According to an optional feature of the invention, the predictor is arranged to apply a temporal filtering to the relative user motion signal to generate a filtered relative user motion signal, and to predict the predicted relative user motion signal in dependence on the filtered relative user motion signal.

This may provide particularly advantageous operation and/or rendering in many embodiments. It may allow a more accurate prediction of relative user motion that is e.g. directly resulting from vehicle motion.

According to an optional feature of the invention, the prediction model comprises a biomechanical model.

According to an optional feature of the invention, the view pose determiner is arranged to apply a different weighting to the predicted relative user motion signal than to the residual user motion signal.

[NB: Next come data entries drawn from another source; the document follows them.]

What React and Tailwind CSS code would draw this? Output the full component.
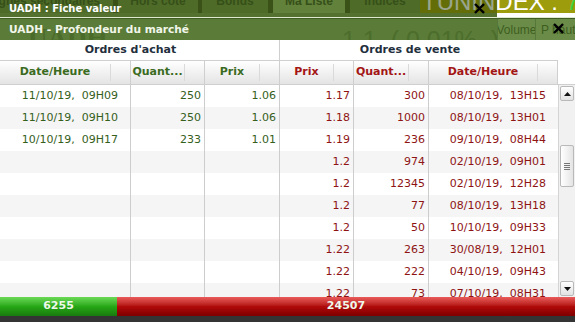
import React from "react";

const buyRows = [
  ["11/10/19,  09H09", "250", "1.06"],
  ["11/10/19,  09H10", "250", "1.06"],
  ["10/10/19,  09H17", "233", "1.01"],
];

const sellRows = [
  ["1.17", "300", "08/10/19,  13H15"],
  ["1.18", "1000", "08/10/19,  13H01"],
  ["1.19", "236", "09/10/19,  08H44"],
  ["1.2", "974", "02/10/19,  09H01"],
  ["1.2", "12345", "02/10/19,  12H28"],
  ["1.2", "77", "08/10/19,  13H18"],
  ["1.2", "50", "10/10/19,  09H33"],
  ["1.22", "263", "30/08/19,  12H01"],
  ["1.22", "222", "04/10/19,  09H43"],
  ["1.22", "73", "07/10/19,  08H31"],
];

const CloseX = ({ className }) => (
  <svg viewBox="0 0 12 12" className={className}>
    <path d="M2 2 L10 10 M10 2 L2 10" stroke="#000" strokeWidth="2.6" strokeLinecap="square" />
  </svg>
);

const HeadCell = ({ w, label, color }) => (
  <div className={`flex h-full border-r border-[#cfcfcf] ${w}`}>
    <div className={`flex flex-1 items-center justify-center font-bold ${color}`}>{label}</div>
    <div className="w-[20px] my-[3px] border-l border-[#dadada]" />
  </div>
);

export default function App() {
  const rows = Array.from({ length: 10 }, (_, i) => ({
    buy: buyRows[i] || ["", "", ""],
    sell: sellRows[i] || ["", "", ""],
  }));

  return (
    <div className="relative w-[575px] h-[322px] overflow-hidden bg-[#343434] font-['DejaVu_Sans',sans-serif]">
      {/* page behind the windows */}
      <div className="flex flex-col">
        <div className="flex h-[13px] overflow-hidden bg-[#769545] font-['Liberation_Sans',sans-serif] text-[12px] font-bold leading-[12px] text-[#49642b]">
          <div className="flex w-[113px] justify-end overflow-hidden pr-[13px] whitespace-nowrap">
            <span className="-mt-[5px]">Lignes secondaires</span>
          </div>
          <div className="w-[5px] bg-[#516827]" />
          <div className="flex w-[80px] justify-center"><span className="-mt-[5px]">Hors cote</span></div>
          <div className="w-[4px] bg-[#516827]" />
          <div className="flex w-[66px] justify-center"><span className="-mt-[5px]">Bonds</span></div>
          <div className="w-[5px] bg-[#516827]" />
          <div className="flex w-[72px] justify-center bg-[#9abf69]"><span className="-mt-[5px]">Ma Liste</span></div>
          <div className="w-[5px] bg-[#516827]" />
          <div className="flex w-[70px] justify-center"><span className="-mt-[5px]">Indices</span></div>
          <div className="flex flex-1 overflow-hidden whitespace-nowrap bg-[#9c9c0c] pl-[2px] font-normal text-[24px] leading-[24px] text-white">
            <span className="-mt-[10px]">TUNINDEX :</span>
            <span className="-mt-[10px] ml-[8px] text-[#3fd13f]">7</span>
          </div>
        </div>
        <div className="flex h-[4px]">
          <div className="w-[497px] bg-[#82a055]" />
          <div className="flex-1 bg-white" />
        </div>
        <div className="h-[1px] bg-[#dfe9d0]" />
        <div className="h-[1px] bg-[#3f5c22]" />
        <div className="flex h-[21px] overflow-hidden bg-[#5a7c38]">
          <div className="relative w-[497px] overflow-hidden">
            <span className="absolute left-[28px] top-[6px] font-['Liberation_Serif',serif] text-[27px] font-bold leading-none text-[#4b6b2b]">UADH</span>
            <span className="absolute left-[342px] top-[9px] whitespace-pre font-['Liberation_Sans',sans-serif] text-[25px] leading-none text-[#4c6d2c]">1.1  ( 0.01%  )</span>
          </div>
          <div className="flex flex-1 items-center overflow-hidden whitespace-nowrap bg-[#6a8c48] font-['Liberation_Sans',sans-serif] text-[12px] text-[#3e5e20]">
            <div className="flex h-full w-[39px] shrink-0 items-center justify-center overflow-hidden border-x border-[#56773a]">Volume</div>
            <div className="pl-[5px]">P haut</div>
          </div>
        </div>
      </div>

      {/* window 1 title */}
      <div className="absolute left-0 top-0 h-[17px] w-[497px] bg-[rgba(30,55,5,0.45)]">
        <div className="flex h-full items-center pl-[9px] pb-[1px] text-[10px] font-bold text-white">UADH : Fiche valeur</div>
        <CloseX className="absolute left-[474px] top-[3px] h-[11px] w-[11px]" />
      </div>

      {/* window 2 */}
      <div className="absolute left-0 right-0 top-[19px] bottom-[6px] flex flex-col">
        <div className="relative flex h-[21px] items-center pl-[9px] text-[10.6px] font-bold text-[#f2f6ea]">
          UADH - Profondeur du marché
          <CloseX className="absolute left-[553px] top-[4px] h-[11px] w-[11px]" />
        </div>

        <div className="flex flex-1 flex-col overflow-hidden bg-white text-[11px]">
          <div className="flex h-[21px] shrink-0 font-bold text-[#1f2f3d]">
            <div className="flex w-[280px] items-center justify-center border-r border-b border-[#cfcfcf] pr-[18px]">Ordres d'achat</div>
            <div className="flex w-[278px] items-center justify-center border-b border-[#cfcfcf] pr-[18px]">Ordres de vente</div>
          </div>
          <div className="flex h-[24px] shrink-0">
            <div className="flex w-[558px] border-b border-[#cfcfcf] bg-gradient-to-b from-white to-[#e4e4e4]">
              <HeadCell w="w-[131px]" label="Date/Heure" color="text-[#3b6b1f]" />
              <HeadCell w="w-[74px]" label="Quant..." color="text-[#3b6b1f]" />
              <HeadCell w="w-[75px]" label="Prix" color="text-[#3b6b1f]" />
              <HeadCell w="w-[74px]" label="Prix" color="text-[#a31515]" />
              <HeadCell w="w-[75px]" label="Quant..." color="text-[#a31515]" />
              <HeadCell w="w-[129px]" label="Date/Heure" color="text-[#a31515]" />
            </div>
            <div className="flex-1 border-b border-[#cfcfcf]" />
          </div>

          <div className="flex flex-1 overflow-hidden">
            <div className="w-[558px] overflow-hidden">
              {rows.map((r, i) => (
                <div key={i} className={`flex h-[22px] whitespace-pre ${i % 2 ? "bg-[#f5f5f5]" : "bg-white"}`}>
                  <div className="flex w-[131px] items-center justify-end border-r border-[#cdcdcd] pr-[12px] text-[#35601c]">{r.buy[0]}</div>
                  <div className="flex w-[74px] items-center justify-end border-r border-[#cdcdcd] pr-[3px] text-[#35601c]">{r.buy[1]}</div>
                  <div className="flex w-[75px] items-center justify-end border-r border-[#cdcdcd] pr-[3px] text-[#35601c]">{r.buy[2]}</div>
                  <div className="flex w-[74px] items-center justify-end border-r border-[#cdcdcd] pr-[3px] text-[#8e1414]">{r.sell[0]}</div>
                  <div className="flex w-[75px] items-center justify-end border-r border-[#cdcdcd] pr-[3px] text-[#8e1414]">{r.sell[1]}</div>
                  <div className="flex w-[129px] items-center justify-end pr-[12px] text-[#8e1414]">{r.sell[2]}</div>
                </div>
              ))}
            </div>
            {/* scrollbar */}
            <div className="flex flex-1 flex-col border-l border-[#d4d4d4] bg-[#f1f1f1] px-[1px] py-[1px]">
              <div className="flex h-[15px] items-center justify-center rounded-[2px] border border-[#b9b9b9] bg-gradient-to-b from-white to-[#e2e2e2]">
                <svg viewBox="0 0 7 4" className="h-[4px] w-[7px]"><path d="M0 4 L3.5 0 L7 4 Z" fill="#111" /></svg>
              </div>
              <div className="h-[44px]" />
              <div className="flex h-[42px] items-center justify-center rounded-[2px] border border-[#b9b9b9] bg-gradient-to-r from-white to-[#e4e4e4]">
                <div className="flex w-[6px] flex-col gap-[1px]">
                  <div className="h-[1px] bg-[#777]" />
                  <div className="h-[1px] bg-[#777]" />
                  <div className="h-[1px] bg-[#777]" />
                  <div className="h-[1px] bg-[#777]" />
                </div>
              </div>
              <div className="flex-1" />
              <div className="flex h-[15px] items-center justify-center rounded-[2px] border border-[#b9b9b9] bg-gradient-to-b from-white to-[#e2e2e2]">
                <svg viewBox="0 0 7 4" className="h-[4px] w-[7px]"><path d="M0 0 L3.5 4 L7 0 Z" fill="#111" /></svg>
              </div>
            </div>
          </div>
        </div>

        <div className="flex h-[19px] shrink-0 text-[11px] font-bold text-[#eef8ea]">
          <div className="flex w-[117px] items-center justify-center bg-gradient-to-b from-[#6ada55] via-[#27a816] to-[#187a0e]">6255</div>
          <div className="flex flex-1 items-center justify-center bg-gradient-to-b from-[#ea5a5a] via-[#b10a0a] to-[#7e0000]">24507</div>
        </div>
      </div>
    </div>
  );
}
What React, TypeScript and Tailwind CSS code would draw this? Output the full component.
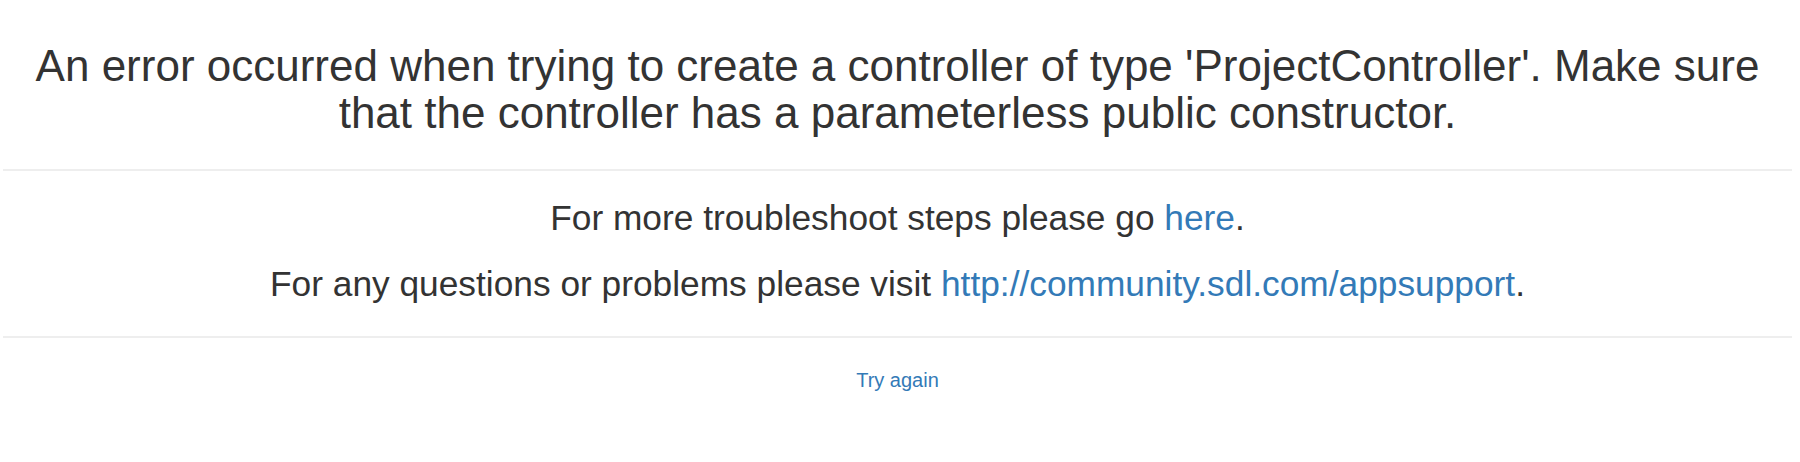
import React from "react";

export default function App() {
  return (
    <div
      className="w-[1795px] bg-white text-[#333333] text-center"
      style={{ fontFamily: '"Liberation Sans", Arial, sans-serif' }}
    >
      <h1 className="pt-[42px] text-[44px] leading-[47px] font-normal m-0">
        An error occurred when trying to create a controller of type 'ProjectController'. Make sure
        <br />
        that the controller has a parameterless public constructor.
      </h1>
      <div className="mt-[33px] mx-[3px] h-[2px] bg-[#eeeeee]" />
      <div className="pt-[28px] text-[35.3px] leading-[38px]">
        <p>
          For more troubleshoot steps please go <a className="text-[#337ab7]">here</a>.
        </p>
        <p className="mt-[28px]">
          For any questions or problems please visit{" "}
          <a className="text-[#337ab7]">http://community.sdl.com/appsupport</a>.
        </p>
      </div>
      <div className="mt-[33px] mx-[3px] h-[2px] bg-[#eeeeee]" />
      <div className="pt-[31px] pb-[72px] text-[20px] leading-[22px]">
        <a className="text-[#337ab7]">Try again</a>
      </div>
    </div>
  );
}
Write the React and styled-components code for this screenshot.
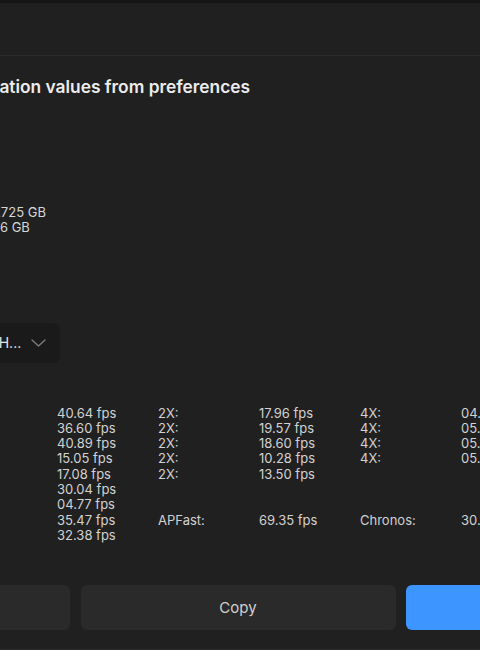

This may provide particularly advantageous effects in many embodiments and scenarios and may specifically provide improved adaptation and differentiation of different motions.

According to an optional feature of the invention, the view pose determiner is arranged to apply a different temporal filtering to the predicted relative user motion signal than to the residual user motion signal.

This may provide particularly advantageous effects in many embodiments and scenarios and may specifically provide improved adaptation and differentiation of different motions.

According to an optional feature of the invention, the view pose determiner is arranged to determine a first view pose contribution from the predicted relative user motion signal and a second view pose contribution from the residual user motion signal, and to generate the view pose by combining the first view pose contribution and the second view pose contribution.